If the fault happens after the first transaction has been committed to the database, the updated data from the writer will indeed persist after FME has failed.
If this is critical data, you may want to look into using a
staging schema with checks before pushing to the production schema.
Thank you for your answer David,
We did a test to find out more. First we had the feature class of the first writer locked. This would raise an error at the beginning out the write proces. No data changes were made.
After that we locked a feature class of the second writer which had several feature classes. If we would have the transaction type parameter on Transaction (the default) this would lead to corrupt data. If we would have the transaction type on Edit session no data changes were made.
So I seems as if this would lead to a good error handling mechanism.
- Do you know if this would be a correct solution?
- Any idear if this leads to a heavy database load?

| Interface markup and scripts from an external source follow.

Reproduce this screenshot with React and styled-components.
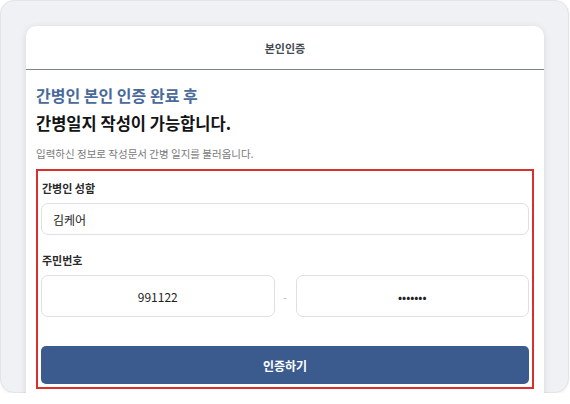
import React, { useState } from 'react';
import styled, { createGlobalStyle } from 'styled-components';

const GlobalStyle = createGlobalStyle`
  html, body {
    margin: 0;
    padding: 0;
    background: #ffffff;
    font-family: "Noto Sans CJK KR", "Noto Sans", sans-serif;
  }
  * { box-sizing: border-box; }
`;

const Frame = styled.div`
  width: 569px;
  height: 393px;
  background: #f0f1f4;
  border: 1px solid #e3e4e8;
  border-radius: 14px;
  padding: 25px 24px 0 25px;
  box-shadow: 0 1px 3px rgba(0, 0, 0, 0.05);
`;

const Card = styled.div`
  background: #ffffff;
  border-radius: 10px 10px 0 0;
  height: 374px;
  box-shadow: 0 1px 6px rgba(30, 40, 60, 0.12);
  display: flex;
  flex-direction: column;
`;

const Header = styled.div`
  height: 44px;
  display: flex;
  align-items: center;
  justify-content: center;
  font-size: 11px;
  font-weight: 600;
  color: #444a52;
  border-bottom: 1.5px solid #7d8591;
`;

const Body = styled.div`
  padding: 12px 10px 0 10px;
  display: flex;
  flex-direction: column;
`;

const Title = styled.div`
  font-size: 16px;
  font-weight: 700;
  color: #4a6a9a;
  line-height: 26px;
`;

const Subtitle = styled.div`
  font-size: 16.5px;
  font-weight: 700;
  color: #141414;
  line-height: 28px;
  margin-top: 1px;
`;

const Note = styled.div`
  font-size: 10.5px;
  color: #7a7a7a;
  margin-top: 8px;
  line-height: 18px;
`;

const FormBox = styled.form`
  margin-top: 6px;
  border: 2px solid #d8302c;
  padding: 8px 3px 3px 3px;
  display: flex;
  flex-direction: column;
`;

const Label = styled.div`
  font-size: 11px;
  font-weight: 600;
  color: #2a2a2a;
  line-height: 18px;
  margin-left: 1px;
  margin-top: ${(p) => p.$top || 0}px;
`;

const Input = styled.input`
  flex: none;
  width: 100%;
  height: 32px;
  border: 1px solid #dedfe2;
  border-radius: 7px;
  padding: 0 11px;
  font-family: inherit;
  font-size: 12px;
  color: #222;
  text-align: left;
  outline: none;
  background: #fff;
  margin-top: 6px;
`;

const HalfInput = styled(Input)`
  flex: 1;
  min-width: 0;
  height: 42px;
  text-align: center;
`;

const SplitRow = styled.div`
  display: flex;
  align-items: center;
`;

const Dash = styled.span`
  flex: 0 0 21px;
  text-align: center;
  font-size: 10px;
  color: #aaa;
  margin-top: 6px;
`;

const Submit = styled.button`
  margin-top: 29px;
  height: 38px;
  width: 100%;
  border: none;
  border-radius: 5px;
  background: #3b5b8f;
  color: #fff;
  font-family: inherit;
  font-size: 12px;
  font-weight: 700;
  cursor: pointer;
`;

export default function App() {
  const [name, setName] = useState('김케어');
  const [front, setFront] = useState('991122');
  const [back, setBack] = useState('1234567');

  return (
    <>
      <GlobalStyle />
      <Frame>
        <Card>
          <Header>본인인증</Header>
          <Body>
            <Title>간병인 본인 인증 완료 후</Title>
            <Subtitle>간병일지 작성이 가능합니다.</Subtitle>
            <Note>입력하신 정보로 작성문서 간병 일지를 불러옵니다.</Note>
            <FormBox onSubmit={(e) => e.preventDefault()}>
              <Label>간병인 성함</Label>
              <Input value={name} onChange={(e) => setName(e.target.value)} />
              <Label $top={16}>주민번호</Label>
              <SplitRow>
                <HalfInput value={front} onChange={(e) => setFront(e.target.value)} />
                <Dash>-</Dash>
                <HalfInput type="password" value={back} onChange={(e) => setBack(e.target.value)} />
              </SplitRow>
              <Submit type="submit">인증하기</Submit>
            </FormBox>
          </Body>
        </Card>
      </Frame>
    </>
  );
}
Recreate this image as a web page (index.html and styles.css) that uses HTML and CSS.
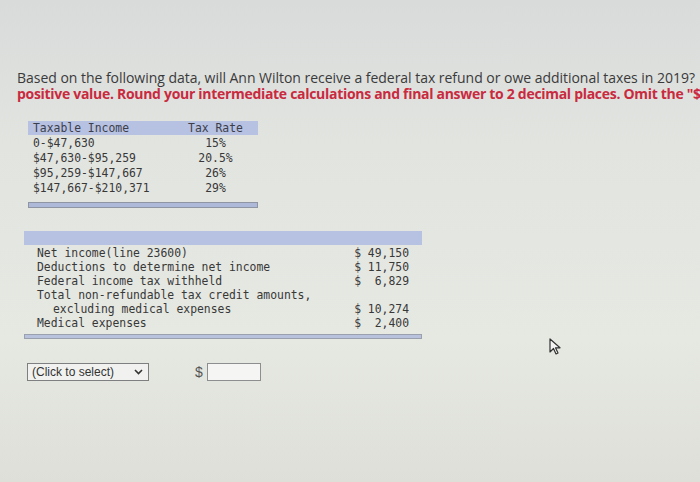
FILE: index.html
```html
<!DOCTYPE html>
<html>
<head>
<meta charset="utf-8">
<link rel="stylesheet" href="styles.css">
</head>
<body>
<div class="page">
  <div class="question">
    <p class="q-line">Based on the following data, will Ann Wilton receive a federal tax refund or owe additional taxes in 2019?</p>
    <p class="q-line q-red">positive value. Round your intermediate calculations and final answer to 2 decimal places. Omit the "$" sign in your response.</p>
  </div>

  <div class="rates">
    <div class="rates-head">
      <span class="c-inc">Taxable Income</span>
      <span class="c-rate">Tax Rate</span>
    </div>
    <div class="rates-row"><span class="c-inc">0-$47,630</span><span class="c-rate">15%</span></div>
    <div class="rates-row"><span class="c-inc">$47,630-$95,259</span><span class="c-rate">20.5%</span></div>
    <div class="rates-row"><span class="c-inc">$95,259-$147,667</span><span class="c-rate">26%</span></div>
    <div class="rates-row"><span class="c-inc">$147,667-$210,371</span><span class="c-rate">29%</span></div>
    <div class="rates-foot"></div>
  </div>

  <div class="data">
    <div class="data-head"></div>
    <div class="data-body">
      <div class="data-row"><span>Net income(line 23600)</span><span class="amt">$ 49,150</span></div>
      <div class="data-row"><span>Deductions to determine net income</span><span class="amt">$ 11,750</span></div>
      <div class="data-row"><span>Federal income tax withheld</span><span class="amt">$&nbsp;&nbsp;6,829</span></div>
      <div class="data-row"><span>Total non-refundable tax credit amounts,</span><span class="amt"></span></div>
      <div class="data-row"><span class="indent">excluding medical expenses</span><span class="amt">$ 10,274</span></div>
      <div class="data-row"><span>Medical expenses</span><span class="amt">$&nbsp;&nbsp;2,400</span></div>
    </div>
    <div class="data-foot"></div>
  </div>

  <div class="answer">
    <div class="select">
      <span>(Click to select)</span>
      <svg class="chev" width="9" height="6" viewBox="0 0 9 6"><path d="M1 1 L4.5 4.5 L8 1" fill="none" stroke="#333" stroke-width="1.6"/></svg>
    </div>
    <span class="dollar">$</span>
    <div class="input"></div>
  </div>

  <svg class="cursor" width="14" height="18" viewBox="0 0 14 18"><path d="M1 1 L1 14 L4.5 10.5 L7 16 L9 15 L6.5 9.8 L11 9.8 Z" fill="#f4f4f4" stroke="#333" stroke-width="1.2" stroke-linejoin="round"/></svg>
</div>
</body>
</html>
```

FILE: styles.css
```css
html, body {
  margin: 0;
  padding: 0;
}
body {
  width: 700px;
  height: 482px;
  overflow: hidden;
  background: linear-gradient(180deg, #d9dbdb 0%, #e2e4e0 30%, #e6e8e2 70%, #dedfd9 100%);
}
.page {
  position: relative;
  width: 700px;
  height: 482px;
  padding-top: 70px;
  box-sizing: border-box;
}
.question {
  padding-left: 17px;
  overflow: hidden;
  width: 683px;
}
.q-line {
  margin: 0;
  white-space: nowrap;
  font-family: "Open Sans", sans-serif;
  font-size: 14px;
  line-height: 16px;
  color: #3a3a3a;
  letter-spacing: -0.03px;
}
.q-red {
  color: #c92a3e;
  font-weight: 700;
  letter-spacing: -0.3px;
}
.rates {
  margin: 19px 0 0 28px;
  width: 230px;
  font-family: "DejaVu Sans Mono", monospace;
  font-size: 11.4px;
  color: #383838;
}
.rates-head, .rates-row {
  display: flex;
  height: 15px;
  line-height: 15px;
}
.rates-head {
  background: #b7c1e2;
  color: #3c3f4a;
  height: 14px;
  line-height: 14px;
  margin-bottom: 1px;
}
.c-inc {
  width: 145px;
  padding-left: 5px;
}
.c-rate {
  width: 75px;
  text-align: center;
}
.rates-foot {
  margin-top: 6px;
  height: 4px;
  background: #aeb8d8;
  border: 1px solid #8f95a3;
}
.data {
  margin: 23px 0 0 24px;
  width: 398px;
  font-family: "DejaVu Sans Mono", monospace;
  font-size: 11.4px;
  color: #383838;
}
.data-head {
  height: 14px;
  background: #b7c1e2;
}
.data-body {
  padding: 1px 13px 0 13px;
}
.data-row {
  display: flex;
  justify-content: space-between;
  height: 14px;
  line-height: 14px;
}
.indent {
  padding-left: 16px;
}
.amt {
  white-space: pre;
}
.data-foot {
  margin-top: 4px;
  height: 3px;
  background: #b9c2dc;
  border: 1px solid #9aa0ad;
}
.answer {
  display: flex;
  align-items: center;
  margin: 24px 0 0 27px;
}
.select {
  display: flex;
  align-items: center;
  justify-content: space-between;
  width: 111px;
  height: 16px;
  padding: 0 5px 0 4px;
  border: 1px solid #7d7f80;
  background: #f1f2ef;
  font-family: "Liberation Sans", Arial, sans-serif;
  font-size: 12px;
  color: #333;
}
.dollar {
  margin-left: 46px;
  font-family: "Liberation Sans", Arial, sans-serif;
  font-size: 14px;
  color: #555;
}
.input {
  margin-left: 4px;
  width: 52px;
  height: 16px;
  border: 1px solid #8c8e8f;
  background: #f5f6f3;
}
.cursor {
  position: absolute;
  left: 549px;
  top: 338px;
}
```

I guess the database will have to monitor the rollback needed after an error
Greetings from the Netherlands
I've not used Edit Sessions much at all, partly because they can be painfully slow to work with, and partly because they are proprietary and opaque. Personally I try to stay away from vendor-specific solutions when there are well-established and widely accepted ways of achieving the same thing, e.g. using database transactions and staging schemas.
Of course this doesn't mean that Edit Sessions couldn't be the right choice for your situation, but simply that I'm probably not the right person to answer the question for you, especially with such limited knowledge about your specific case.
If this is a business critical issue for you, my recommendation would be to reach out to your local FME and/or ESRI partner for further discussions.
Thank you for your Answer David,
We will keep that in mind in our project.